先日、Iさんが永眠されました。享年97歳でした。
ぶなの実に入居されて12年8ケ月が経過した所でした。
入居される前は、経管栄養でお食事されていましたが、どうしても経口摂取がしたいとのご希望があり、ぶなの実に入居されました。入居したばかりの時は体調を崩して入退院を繰り返されていたそうです。その後は日に日にお元気になり、食欲もあおりで、何よりもあんぱんやケーキがお好きでした。Iさんは失語症をお持ちでしたが、「はい」「わかった!」「まだ?」「そう?」など気持ちを伝えて下さいます。
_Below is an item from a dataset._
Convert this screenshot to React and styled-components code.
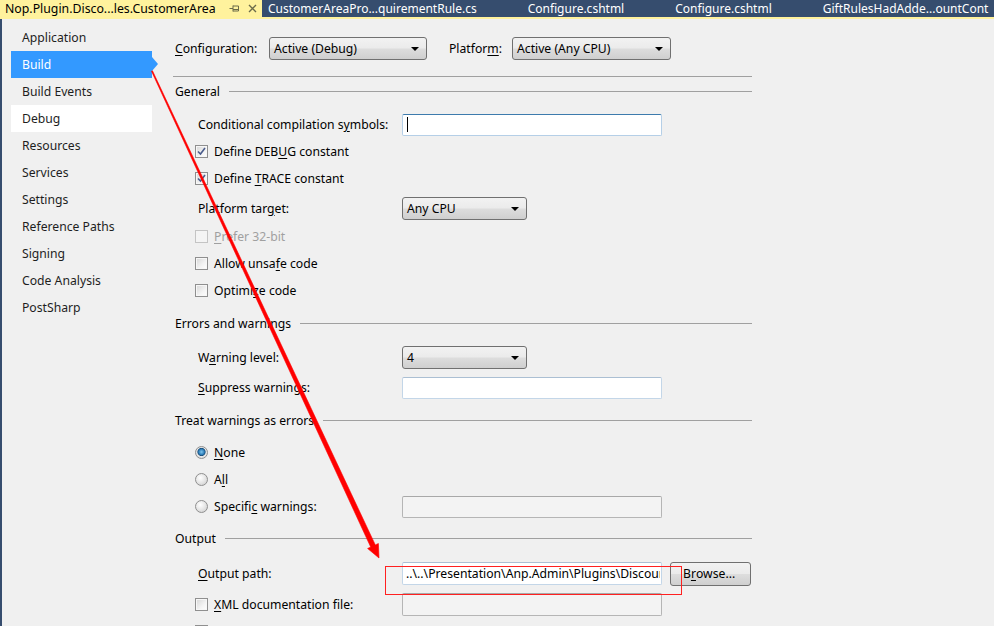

ぶなの実のスタッフや実習生は、絶対にIさんに癒されると言います。
私もファンの一人です。普段は寡黙な方なのですが、時折見せてくれる笑顔に職員はメロメロです。
お買い物に行った際には「あるから」と左胸をたたき、お金を払おうとしてくださる姿が頼もしいのです。車いすで買い物に行った時には、籠の中をバランスが良いように整理してくださいます。時には長いごぼうが籠からはみ出していたのが気になり、ポキッと折ってしまわ れることも!!
レジに並ぶ際は、いつも左端のレーンと決まっています。なぜかというと、Iさんのお気に入りのお姉さんがいらっしゃるからです。そのお姉さんの時は笑顔が倍増します。
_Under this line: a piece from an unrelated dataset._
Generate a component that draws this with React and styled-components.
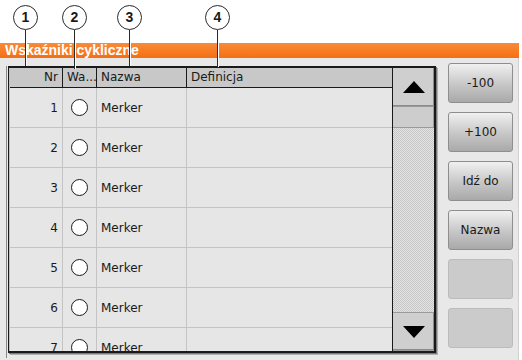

しばらく近くのスーパーへ行く事が出来ない期間が続くと、スーパーの方から「お父さんは元気?」と声をかけて頂けることがしばしば。さすが、ぶなの実のアイドルです。
お部屋から、Iさんの「はい」という声が聞こえないことがとても寂しいです。
8月には高校野球が始まります。天国でもお好きだった高校野球を観戦している事でしょう。
心よりご冥福をお祈り申し上げます。